Tesla’s board chair faces opposition from proxy advisers

This post was originally published on this site

Institutional Shareholder Services Inc. and Glass Lewis, the two largest independent services meant to advise investors on crucial shareholder votes, have come out against the reelection of Tesla Inc.’s board chair on concerns about executive compensation and board independence.

Robyn Denholm, named chair in November 2018, is also chair of the audit committee. Tesla has scheduled its shareholder meeting for July 7 in Mountain View, Calif.

Glass Lewis concerns centered around the company’s directors and officers liability insurance policy and Tesla’s approval of an “unorthodox and potentially conflicting arrangement” not in the best interest of shareholders.

Tesla has disclosed it did not renew its directors and officers liability insurance policy for the 2019-2020 year due to high premiums. Instead, Chief Executive Elon Musk agreed to personally provide equivalent coverage, with the other board members as third-party beneficiaries.

Related:Tesla’s Elon Musk gets performance-based payday worth nearly $800 million

“The board concluded that because such arrangement is governed by a binding agreement with the company … and is intended to replace an ordinary course insurance policy, it would not impair the independent judgment” of the other board members, Glass Lewis said.
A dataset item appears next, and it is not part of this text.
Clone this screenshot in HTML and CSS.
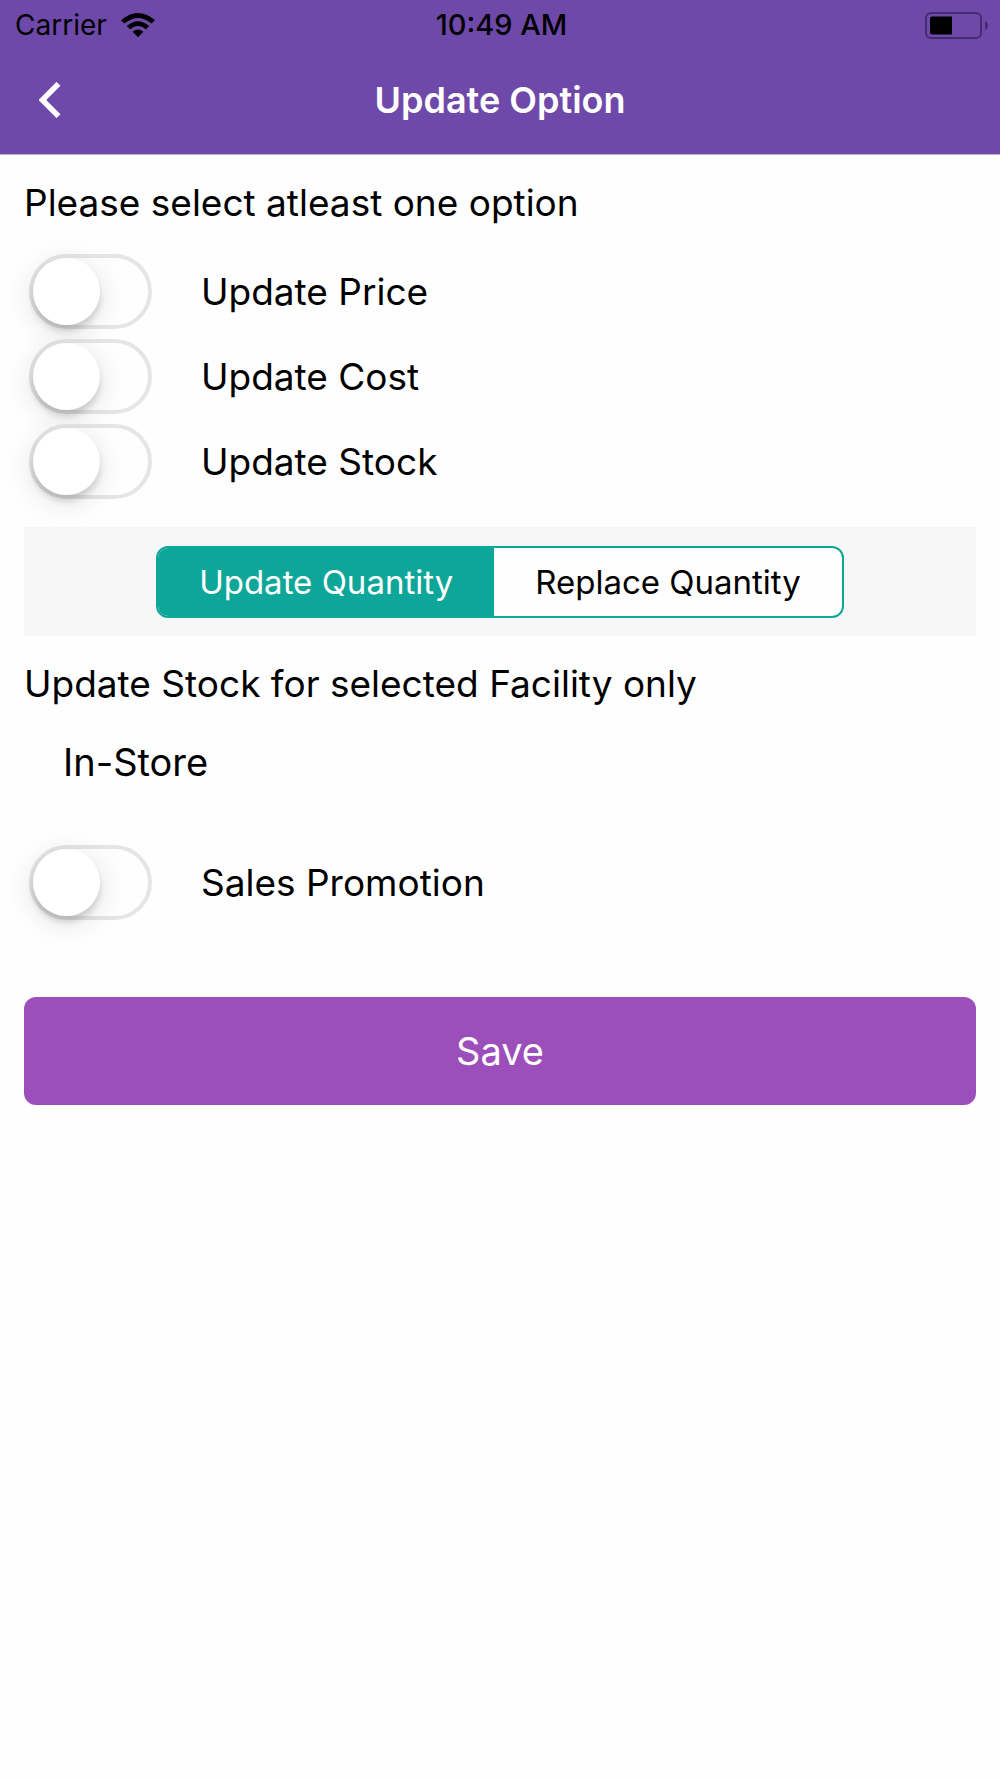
FILE: index.html
```html
<!DOCTYPE html>
<html lang="en">
<head>
    <meta charset="UTF-8">
    <meta name="viewport" content="width=device-width, initial-scale=1">
    <title>Update Option</title>
    <link rel="stylesheet" href="styles.css">
</head>
<body>
<header class="header">
    <div class="status-bar">
        <div class="status-left">
            <span>Carrier</span>
            <svg class="wifi" viewBox="0 0 34 24" aria-hidden="true">
                <path d="M0 7.2Q17-7.2 34 7.2L30.6 10.6Q17-.8 3.4 10.6Z"/>
                <path d="M5.7 12.9Q17 3.4 28.3 12.9L24.9 16.3Q17 9.8 9.1 16.3Z"/>
                <path d="M11.600 18.800Q17 14.400 22.400 18.800L17 24.200Z"/>
            </svg>
        </div>
        <span class="status-time">10:49 AM</span>
        <svg class="battery" viewBox="0 0 63 27" aria-hidden="true">
            <rect x="1" y="1" width="55" height="25" rx="5" fill="none" stroke="#452b70" stroke-width="2"/>
            <path d="M60 9Q63 10.500 63 13.500T60 18Z" fill="#452b70"/>
            <path d="M7 4.500H27V22.500H7Q5 22.500 5 20.500V6.500Q5 4.500 7 4.500Z"/>
        </svg>
    </div>
    <div class="nav-bar">
        <button type="button" class="back" aria-label="Back">
            <svg viewBox="0 0 22 36" aria-hidden="true">
                <path d="M19.500 1.800L3.300 18L19.500 34.200" fill="none" stroke="#fff" stroke-width="5.500"/>
            </svg>
        </button>
        <h1 class="nav-title">Update Option</h1>
    </div>
</header>
<form class="content">
    <h2 class="heading">Please select atleast one option</h2>
    <div class="options">
        <label class="option"><input type="checkbox" class="switch" name="price">Update Price</label>
        <label class="option"><input type="checkbox" class="switch" name="cost">Update Cost</label>
        <label class="option"><input type="checkbox" class="switch" name="stock">Update Stock</label>
    </div>
    <div class="segment-bar">
        <div class="segment">
            <input type="radio" name="mode" id="mode-update" checked>
            <label for="mode-update">Update Quantity</label>
            <input type="radio" name="mode" id="mode-replace">
            <label for="mode-replace">Replace Quantity</label>
        </div>
    </div>
    <h2 class="heading">Update Stock for selected Facility only</h2>
    <p class="facility">In-Store</p>
    <label class="option"><input type="checkbox" class="switch" name="promotion">Sales Promotion</label>
    <button type="button" class="save">Save</button>
</form>
</body>
</html>
```

FILE: styles.css
```css
* {
    box-sizing: border-box;
}
body {
    margin: 0;
    background: #fefefe;
    color: #000;
    font-family: Inter, "Liberation Sans", sans-serif;
    font-size: 37px;
    line-height: 48px;
}
h1, h2, p {
    margin: 0;
    font-size: inherit;
    font-weight: 400;
}

/* header */
.header {
    background: #6f49a9;
    border-bottom: 1px solid #b9b4c3;
}
.status-bar {
    display: grid;
    grid-template-columns: 1fr auto 1fr;
    align-items: center;
    height: 50px;
    padding: 0 12px 0 15px;
    font-size: 28px;
}
.status-left {
    display: flex;
    align-items: center;
    gap: 14px;
}
.wifi {
    width: 34px;
    height: 24px;
}
.status-time {
    font-size: 29px;
    font-weight: 500;
}
.battery {
    width: 63px;
    height: 27px;
    justify-self: end;
}
.nav-bar {
    display: grid;
    grid-template-columns: 100px 1fr 100px;
    align-items: center;
    height: 104px;
    padding-bottom: 4px;
}
.back {
    display: flex;
    justify-content: center;
    padding: 16px 0;
    border: 0;
    background: none;
    cursor: pointer;
}
.back svg {
    width: 22px;
    height: 36px;
}
.nav-title {
    color: #fff;
    font-size: 36px;
    font-weight: 600;
    text-align: center;
}

/* content */
.content {
    padding: 24px;
}
.options {
    display: grid;
    gap: 10px;
    margin: 27px 0 28px;
}
.option {
    display: flex;
    align-items: center;
    gap: 49px;
    padding-left: 5px;
}
.switch {
    appearance: none;
    flex: none;
    width: 123px;
    height: 75px;
    margin: 0;
    padding: 0;
    border: 4px solid #e5e5e5;
    border-radius: 38px;
    background: #fefefe;
    cursor: pointer;
}
.switch::before {
    content: "";
    display: block;
    width: 67px;
    height: 67px;
    border-radius: 50%;
    background: #fff;
    box-shadow: 0 6px 6px rgba(0, 0, 0, 0.14), 0 6px 30px rgba(0, 0, 0, 0.12);
}
.switch:checked {
    background: #0fa69a;
    border-color: #0fa69a;
}
.switch:checked::before {
    margin-left: auto;
}
.segment-bar {
    display: flex;
    justify-content: center;
    margin-bottom: 24px;
    padding: 19px 18px 18px;
    background: #f7f7f7;
}
.segment {
    display: flex;
    overflow: hidden;
    border: 2px solid #0fa69a;
    border-radius: 12px;
    background: #fefefe;
    font-size: 33px;
    line-height: 68px;
}
.segment input {
    position: absolute;
    opacity: 0;
}
.segment label {
    padding: 0 41px;
    cursor: pointer;
}
.segment input:checked + label {
    background: #0fa69a;
    color: #fff;
}
.facility {
    margin: 30px 0 59px;
    padding-left: 39px;
    font-size: 38px;
}
.save {
    display: block;
    width: 100%;
    margin-top: 77px;
    padding: 30px;
    border: 0;
    border-radius: 12px;
    background: #9c4fba;
    color: #fff;
    font: inherit;
    font-size: 38px;
    cursor: pointer;
}
```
“We are concerned that this D&O arrangement gives the company’s independent directors a direct, personal financial dependency upon the CEO they are tasked with overseeing,” the adviser said. This is “particularly concerning” because of Tesla’s ongoing shareholder concerns with the board’s independence, it said.

ISS called for a shareholder vote against Denholm on concerns over the pledging of “significant” amounts of stock by Tesla executives as collateral for personal loans.

That calls into question the audit committee’s “ability to effectively oversee risk at the company,” and poses a risk to the investments of outside shareholders, ISS said.

“Directors and executives with a pledged position may be forced to sell company stock (for example, to meet a margin call),” the adviser said. “The forced sale of a significant amount of company stock may negatively impact the company’s stock price and may violate insider trading policies.”

Musk as well as directors Antonio Gracias, Musk’s brother Kimball Musk, and Chief Financial Officer Zach Kirkhorn have pledged shares as collateral to secure personal loans, and the aggregate number of pledged shares, about 4.9 million shares, has increased by 36% year-on-year, ISS said.

Based on recent trading volumes, the market could absorb a sale of the pledged shares, “however, the number of pledged shares as a percentage of the total shares outstanding is excessive and the value of the pledged shares, at approximately $7.9 billion, is significant,” ISS said.

Tesla has a policy limiting pledging of company stock. Directors and executive officers may pledge their stock as collateral for loans and investments, and the maximum aggregate loan or investment amount collateralized cannot exceed 25% of the total value of the pledged stock.

See also:Tesla’s Fremont factory: Here’s what Wall Street is watching as standoff ends

According to the board, the policy provides directors and executives financial flexibility without having to rely on large cash compensation or sale of company shares, keeping their interests aligned with shareholders’ interests.

The policy notwithstanding, “the aggregate value of the pledged position and the percentage of outstanding shares that is pledged raise significant concerns, which are exacerbated by the high degree of volatility in Tesla’s share price,” ISS said.

“The increase in pledging activity at the company with the absence of a clear rationale and lack of a more robust anti-pledging policy call into question the audit committee’s ability to effectively oversee risk,” ISS said.

Denholm and newcomer Hiromichi Mizuno are the only audit committee members standing for election, but since Mizuno was appointed to the board in April, he should not be held accountable at this time, the adviser said.

And shareholder votes against Denholm “are further warranted due to consecutive years of high director pay without a reasonable rationale disclosed,” ISS said.

Both advisers recommended to shareholders to vote for Musk and Mizuno as board members. Mizuno most recently served as executive managing director and chief investment officer of Japan’s Government Pension Investment Fund.

Denholm, a former telecommunications executive, was named board chair in November 2018 in the wake of a settlement between Musk and the U.S. Securities and Exchange Commission over the CEO’s “going private” tweets earlier that year. That deal required Musk to step aside as chairman for three years.

Shares of Tesla have gained 135% this year, contrasting with losses of 3% and 8% for the S&P 500 index SPX, +2.04% and the Dow Jones Industrial Average. DJIA, +2.19% The stock ended at a record high last Wednesday, and has given back some of those gains recently.